◆ **Problem details**:
Scan the lines below; pull out those with "screenshot".

◆ **Supplied material**:
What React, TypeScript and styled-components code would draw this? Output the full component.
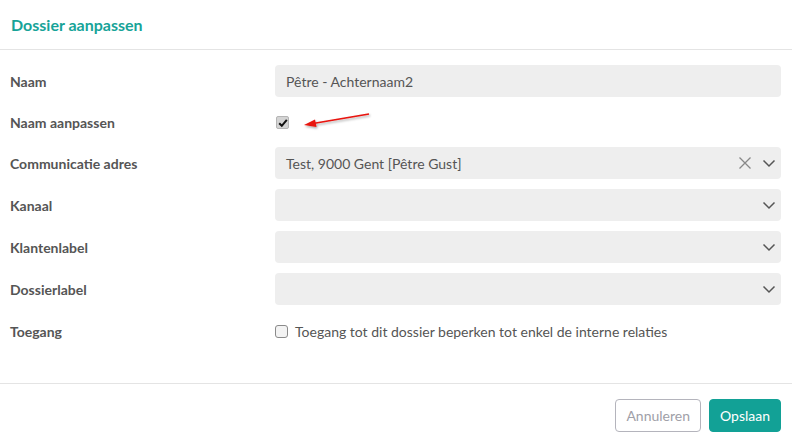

--

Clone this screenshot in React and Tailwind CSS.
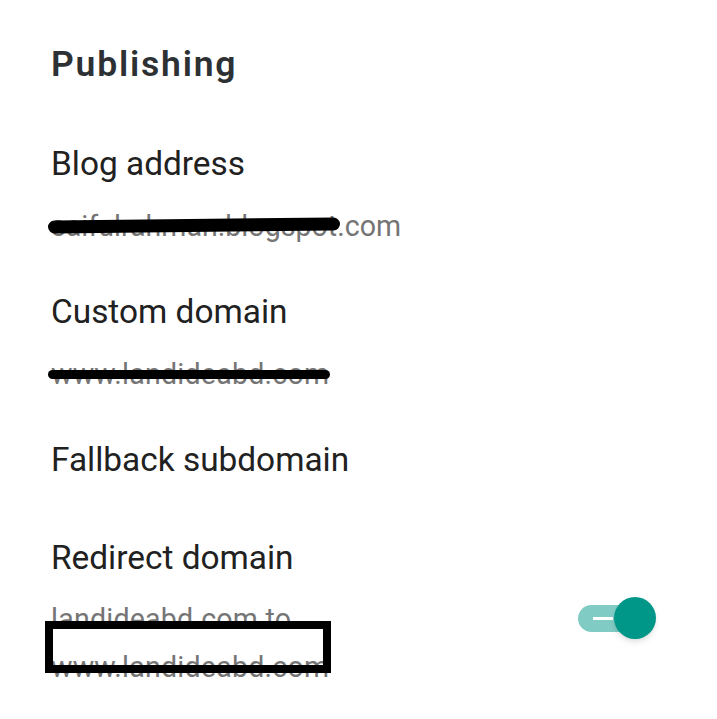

* * *

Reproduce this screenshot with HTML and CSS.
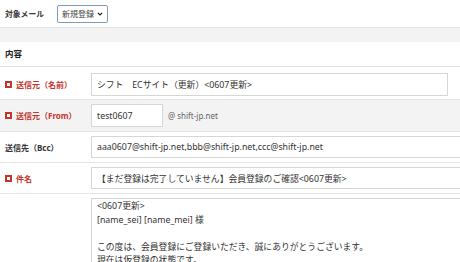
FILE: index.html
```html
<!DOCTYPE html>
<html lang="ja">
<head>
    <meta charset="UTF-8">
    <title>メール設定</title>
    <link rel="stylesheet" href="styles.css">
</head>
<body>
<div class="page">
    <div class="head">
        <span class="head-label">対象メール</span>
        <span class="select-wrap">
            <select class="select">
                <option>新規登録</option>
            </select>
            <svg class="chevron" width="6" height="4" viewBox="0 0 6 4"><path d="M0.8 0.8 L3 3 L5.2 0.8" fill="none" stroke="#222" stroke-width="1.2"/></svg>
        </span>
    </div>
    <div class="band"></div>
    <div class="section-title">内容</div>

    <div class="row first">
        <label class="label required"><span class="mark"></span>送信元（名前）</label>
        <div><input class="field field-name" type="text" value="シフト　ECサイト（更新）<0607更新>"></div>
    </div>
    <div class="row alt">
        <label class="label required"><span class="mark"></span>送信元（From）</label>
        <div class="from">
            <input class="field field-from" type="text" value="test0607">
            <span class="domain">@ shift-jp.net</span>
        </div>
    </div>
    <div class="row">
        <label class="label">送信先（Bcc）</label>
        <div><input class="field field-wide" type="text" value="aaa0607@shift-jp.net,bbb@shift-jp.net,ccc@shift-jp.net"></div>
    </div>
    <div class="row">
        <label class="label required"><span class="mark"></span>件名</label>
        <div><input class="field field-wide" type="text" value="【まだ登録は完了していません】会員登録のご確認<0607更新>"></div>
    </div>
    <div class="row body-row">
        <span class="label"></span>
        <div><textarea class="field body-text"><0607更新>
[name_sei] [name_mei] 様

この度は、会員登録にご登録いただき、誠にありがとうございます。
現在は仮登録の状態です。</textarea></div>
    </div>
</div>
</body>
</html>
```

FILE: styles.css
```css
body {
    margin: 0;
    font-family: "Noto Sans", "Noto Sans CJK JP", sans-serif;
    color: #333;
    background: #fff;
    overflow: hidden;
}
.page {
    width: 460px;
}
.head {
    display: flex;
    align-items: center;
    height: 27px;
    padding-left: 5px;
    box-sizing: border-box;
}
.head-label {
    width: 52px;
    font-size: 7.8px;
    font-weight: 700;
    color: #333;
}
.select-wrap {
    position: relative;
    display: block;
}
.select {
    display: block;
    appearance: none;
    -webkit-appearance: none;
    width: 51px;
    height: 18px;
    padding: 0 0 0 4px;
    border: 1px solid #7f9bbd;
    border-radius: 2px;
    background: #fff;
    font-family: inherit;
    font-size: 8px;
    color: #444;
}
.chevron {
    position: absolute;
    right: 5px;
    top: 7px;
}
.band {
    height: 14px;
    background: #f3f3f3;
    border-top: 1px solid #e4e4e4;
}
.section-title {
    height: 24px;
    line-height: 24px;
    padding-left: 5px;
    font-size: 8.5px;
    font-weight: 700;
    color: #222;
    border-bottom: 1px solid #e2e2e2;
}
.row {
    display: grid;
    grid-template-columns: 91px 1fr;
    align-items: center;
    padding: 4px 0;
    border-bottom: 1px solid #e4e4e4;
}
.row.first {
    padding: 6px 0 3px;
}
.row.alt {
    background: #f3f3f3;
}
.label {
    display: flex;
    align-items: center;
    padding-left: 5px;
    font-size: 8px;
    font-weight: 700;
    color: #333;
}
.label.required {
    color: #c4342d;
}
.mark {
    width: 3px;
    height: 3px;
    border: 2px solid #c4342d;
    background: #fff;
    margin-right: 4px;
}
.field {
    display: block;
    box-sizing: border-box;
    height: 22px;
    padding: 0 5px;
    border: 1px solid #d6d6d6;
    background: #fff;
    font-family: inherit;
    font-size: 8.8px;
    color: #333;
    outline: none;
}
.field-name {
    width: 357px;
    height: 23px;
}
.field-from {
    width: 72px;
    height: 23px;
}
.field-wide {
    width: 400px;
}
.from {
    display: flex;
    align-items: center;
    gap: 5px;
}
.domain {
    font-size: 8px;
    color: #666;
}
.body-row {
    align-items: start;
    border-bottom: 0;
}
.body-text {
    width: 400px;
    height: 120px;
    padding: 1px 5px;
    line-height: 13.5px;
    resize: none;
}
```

◆ **Final result**:
Clone this screenshot in React and Tailwind CSS.
Reproduce this screenshot with HTML and CSS.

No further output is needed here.